Many of the colonists found success in Illinois. Several worked out their indentures to Ernst in only four months. The laws of Illinois allowed for the assignment of impoverished persons to indentureship. Although these laws could be highly exploitative of persons, Ernst hoped to make temporary use of them to assist immigrants in gaining economic freedom in the new land. Some of the Germans married Americans or other colonists, and a few found their promised economic betterment. Frederick Remann, George Leidig, John Frederick Yerker, Henry Snyder, and others settled in Vandalia permanently. Later in the 1800s, Leidig's son became mayor of Vandalia, and one of Remann's grandsons was elected an Illinois congressman. Hermann Ernst, the oldest of the three Ernst children, also settled in the capital. Of the Ernst children, he is the only one known to have descendants in the Vandalia area. Ferdinand Ernst was elected to Vandalia's board of trustees and appointed a director of the state bank. He also established a large farm near Vandalia and began work on a mill on the Kaskaskia River. Hollman remembered that he, Ernst, Pastor Smith, and Mary Ann Ernst performed the music of Beethoven, Haydn, and Mozart on warm evenings.

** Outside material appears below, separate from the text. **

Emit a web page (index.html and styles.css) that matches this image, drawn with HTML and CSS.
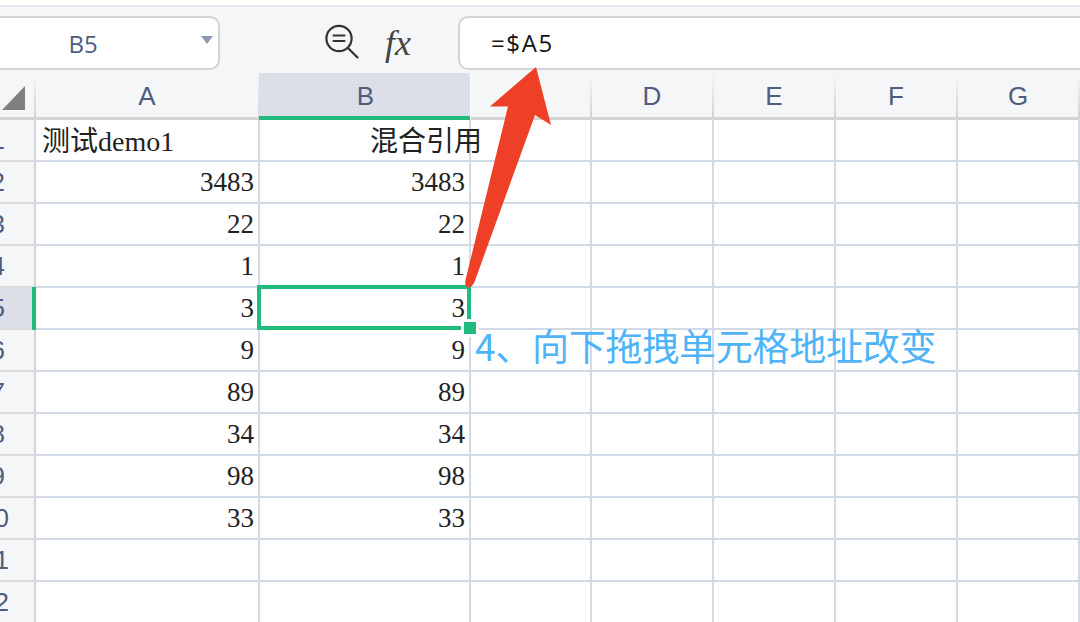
FILE: index.html
```html
<!DOCTYPE html>
<html lang="zh">
<head>
<meta charset="utf-8">
<title>Sheet</title>
<link rel="stylesheet" href="styles.css">
</head>
<body>
<div class="page">
  <div class="topstrip"></div>
  <div class="toolbar">
    <div class="namebox"><span class="name">B5</span><span class="caret"></span></div>
    <svg class="zoomicon" width="36" height="36" viewBox="0 0 36 36" fill="none" stroke="#333" stroke-width="2.2">
      <circle cx="15" cy="14.5" r="12.6"/>
      <path d="M24 24l9.500 9.500M9.500 11.500h11M9.500 17h11" stroke-linecap="round"/>
    </svg>
    <span class="fx">fx</span>
    <div class="formula">=$A5</div>
  </div>
  <div class="sheet">
    <div class="corner"><span class="triangle"></span></div>
    <div class="colhead">A</div><div class="colhead active">B</div><div class="colhead"></div><div class="colhead">D</div><div class="colhead">E</div><div class="colhead">F</div><div class="colhead">G</div>

    <div class="rowhead">1</div><div class="cell text">测试demo1</div><div class="cell title"><span>混合引用</span></div><div class="cell"></div><div class="cell"></div><div class="cell"></div><div class="cell"></div><div class="cell"></div>
    <div class="rowhead">2</div><div class="cell">3483</div><div class="cell">3483</div><div class="cell"></div><div class="cell"></div><div class="cell"></div><div class="cell"></div><div class="cell"></div>
    <div class="rowhead">3</div><div class="cell">22</div><div class="cell">22</div><div class="cell"></div><div class="cell"></div><div class="cell"></div><div class="cell"></div><div class="cell"></div>
    <div class="rowhead">4</div><div class="cell">1</div><div class="cell">1</div><div class="cell"></div><div class="cell"></div><div class="cell"></div><div class="cell"></div><div class="cell"></div>
    <div class="rowhead active">5</div><div class="cell">3</div><div class="cell selected">3<span class="handle"></span></div><div class="cell"></div><div class="cell"></div><div class="cell"></div><div class="cell"></div><div class="cell"></div>
    <div class="rowhead">6</div><div class="cell">9</div><div class="cell">9</div><div class="cell"></div><div class="cell"></div><div class="cell"></div><div class="cell"></div><div class="cell"></div>
    <div class="rowhead">7</div><div class="cell">89</div><div class="cell">89</div><div class="cell"></div><div class="cell"></div><div class="cell"></div><div class="cell"></div><div class="cell"></div>
    <div class="rowhead">8</div><div class="cell">34</div><div class="cell">34</div><div class="cell"></div><div class="cell"></div><div class="cell"></div><div class="cell"></div><div class="cell"></div>
    <div class="rowhead">9</div><div class="cell">98</div><div class="cell">98</div><div class="cell"></div><div class="cell"></div><div class="cell"></div><div class="cell"></div><div class="cell"></div>
    <div class="rowhead wide">10</div><div class="cell">33</div><div class="cell">33</div><div class="cell"></div><div class="cell"></div><div class="cell"></div><div class="cell"></div><div class="cell"></div>
    <div class="rowhead wide">11</div><div class="cell"></div><div class="cell"></div><div class="cell"></div><div class="cell"></div><div class="cell"></div><div class="cell"></div><div class="cell"></div>
    <div class="rowhead wide">12</div><div class="cell"></div><div class="cell"></div><div class="cell"></div><div class="cell"></div><div class="cell"></div><div class="cell"></div><div class="cell"></div>
  </div>
  <svg class="arrow" width="100" height="232" viewBox="460 62 100 232">
    <path fill="#ee4026" d="M536 67L490 106.500L508 106.500L465.500 280Q464.500 287 468 287.500Q472 287.500 474.500 282L535 115L551 125Z"/>
  </svg>
  <div class="note">4、向下拖拽单元格地址改变</div>
</div>
</body>
</html>
```
FILE: styles.css
```css
html, body {
  margin: 0;
  padding: 0;
  background: #fff;
}
.page {
  position: relative;
  width: 1080px;
  height: 622px;
  overflow: hidden;
  font-family: "Liberation Serif", "Noto Sans CJK SC", serif;
}
.topstrip {
  height: 5px;
  background: #fff;
  border-bottom: 2px solid #e4e7ee;
}
.toolbar {
  display: flex;
  align-items: center;
  height: 66px;
  background: #f5f6f8;
  box-sizing: border-box;
  padding-top: 6px;
}
.namebox {
  flex: none;
  display: flex;
  align-items: center;
  box-sizing: border-box;
  width: 240px;
  height: 54px;
  margin-left: -20px;
  background: #fff;
  border: 2px solid #d3d3d3;
  border-radius: 10px;
}
.name {
  width: 202px;
  text-align: center;
  font: 24px "Open Sans", sans-serif;
  color: #4e5c80;
}
.caret {
  width: 0;
  height: 0;
  margin-left: 17px;
  margin-top: -6px;
  border-left: 6px solid transparent;
  border-right: 6px solid transparent;
  border-top: 8px solid #8d99b3;
}
.zoomicon {
  flex: none;
  margin-left: 104px;
  margin-top: -2px;
}
.fx {
  flex: none;
  width: 30px;
  margin-left: 25px;
  font: italic 36px "Liberation Serif", serif;
  color: #444;
}
.formula {
  flex: none;
  box-sizing: border-box;
  width: 660px;
  height: 54px;
  margin-left: 43px;
  padding-left: 31px;
  background: #fff;
  border: 2px solid #d3d3d3;
  border-radius: 10px;
  font: 24px/50px "Open Sans", sans-serif;
  letter-spacing: 1.600px;
  color: #111;
}
.sheet {
  display: grid;
  grid-template-columns: 36px 224px 211px 121px 122px 122px 122px 122px;
  grid-template-rows: 47px repeat(12, 42px);
}
.corner, .colhead {
  box-sizing: border-box;
  background: linear-gradient(#f5f6f8, #d2d2d2) right / 2px 100% no-repeat #f5f6f8;
  border-bottom: 3px solid #d4d4d4;
}
.corner {
  position: relative;
}
.triangle {
  position: absolute;
  left: 2px;
  bottom: 7px;
  width: 23px;
  height: 24px;
  background: #808080;
  clip-path: polygon(100% 0, 100% 100%, 0 100%);
}
.colhead {
  padding-right: 2px;
  text-align: center;
  font: 26px/46px "Liberation Sans", sans-serif;
  color: #4e5c80;
}
.colhead.active {
  background: #dcdfe7;
  margin-left: -1px;
  margin-right: 1px;
  padding-right: 0;
  padding-left: 2px;
  border-bottom-color: #20bb7d;
  border-bottom-width: 4px;
}
.rowhead {
  position: relative;
  display: flex;
  justify-content: flex-end;
  box-sizing: border-box;
  padding-right: 29px;
  background: #f5f6f8;
  border-right: 2px solid #d4d4d4;
  border-bottom: 2px solid #dcdcdc;
  font: 26px/40px "Liberation Sans", sans-serif;
  color: #4e5c80;
}
.rowhead.wide {
  padding-right: 25px;
}
.rowhead.active {
  background: #dcdfe7;
}
.rowhead.active::after {
  content: "";
  position: absolute;
  top: -1px;
  bottom: -2px;
  right: -2px;
  width: 4px;
  background: #20bb7d;
}
.cell {
  position: relative;
  box-sizing: border-box;
  padding-right: 4px;
  border-right: 2px solid #d2dae8;
  border-bottom: 2px solid #d2dae8;
  text-align: right;
  font-size: 27px;
  line-height: 40px;
  color: #222;
}
.cell.text {
  padding-left: 6px;
  text-align: left;
  font-size: 28px;
  line-height: 44px;
}
.cell.title {
  padding-right: 0;
  font-size: 28px;
  line-height: 44px;
}
.cell.title span {
  margin-right: -13px;
}
.cell.selected::after {
  content: "";
  position: absolute;
  top: -3px;
  left: -3px;
  right: -2px;
  bottom: -2px;
  border: 4px solid #20bb7d;
}
.handle {
  position: absolute;
  z-index: 1;
  right: -10px;
  bottom: -9px;
  width: 12px;
  height: 12px;
  background: #20bb7d;
  border: 3px solid #fff;
}
.arrow {
  position: absolute;
  left: 460px;
  top: 62px;
}
.note {
  position: absolute;
  left: 475px;
  top: 322px;
  font: 37px/46px "Noto Sans CJK SC", sans-serif;
  letter-spacing: -0.250px;
  white-space: nowrap;
  color: #4fb4f7;
}
```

But not all the colonists shared in the success. Several of the Germans died of illnesses endemic to the region. One man drowned while swimming the Kaskaskia River, and another perished in a prairie fire. Pastor Smith died of a stroke, hastened, Hollman thought, by despair over the suffering and dying Germans. Disloyalty to Ernst joined with illness to destroy the community. Some of the Germans reneged on their obligations to Ernst and fled town or otherwise rebelled. Apparently Ernst was a forceful person, more accustomed to the class structures of Europe than the egalitarian society of the U.S. One historian wrote, "In America, the emancipated dayworkers and farmers ... after drinking from the fountain of freedom, did not want to tolerate any longer the absolute peremptory commands of a German magistrate, which Ernst should have thought about beforehand." But the Intelligencer editor praised Ernst for his compassion and leadership, urging cooperation with him.

Ernst took ill of what pioneers called "bilious fever" (probably typhoid) during the summer of 1822, and he died on August 19 at age 38. Without Ernst's leadership, many of the remaining emigrants left Vandalia forever. Frederick Hollman left Vandalia early in 1827, calling it "a most dull and miserable village." Mary Ann Ernst lived in Vandalia until her death in 1841.

The Vandalia colony is a sad chapter in the history of Illinois. Ernst's gesture for the betterment of his fellow Germans was short-lived. But his legacy is the social conscience that gave his colony a foundation. His colonial venture remains an example of compassion and self-sacrifice, if also one of tragedy.